Jormsup Lochaya, the company's board chairman and managing director, said Super planned to increase capacity to 1,000MW by the end of this year and 2,000MW by next year. It is looking for opportunities in Japan and is in talks to start a business.

"We strongly believe in renewable energy," he said. "That's why we spun off our building material assets with full service to renewable energy from our engineering, procurement and construction business."

TPCH Power Holding, the MAI-listed power business arm of Thai Polycons Plc (TPOLY), plans to expand its power-generating capacity to 350MW by 2021, up from 20MW.

Managing director Cherdsak Wattanavijitkul said the capacity expansion will focus on renewable power from biomass, waste-to-energy and hydropower both domestically and overseas.

Since TPOLY diversified from the construction business to the power sector in 2013, it has 11 power plant projects on hand with total capacity of 141MW.

TPCH recently conducted a feasibility study to develop a hydropower plant in Laos with a capacity of 100MW.

Mr Cherdsak said the 1.1 billion baht raised from its initial public offering and bank loans would finance its capital expenditures.

"Our debt-to-equity ratio is below one time, so we are in a strong position to ask for additional loans," he said.

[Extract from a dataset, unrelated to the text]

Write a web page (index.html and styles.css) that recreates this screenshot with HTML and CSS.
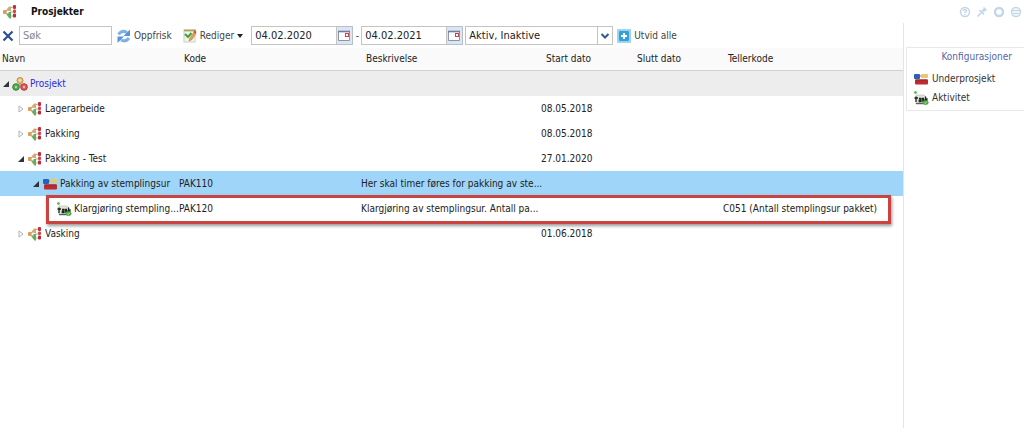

TPCH recently received three licences from the ERC to develop biomass power plants via its projects dubbed TPCH 1, TPCH 2 and TPCH 5 with a combined capacity of 26.1MW. The company was one of four winners out of 89 applicants.

But the Energy Policy and Planning Office has warned investors, especially small investors, to be cautious about buying shares in listed renewable energy companies because the boom in the sector could lead to speculation as small renewable power firms resort to tactics to make their share prices unrealistically high.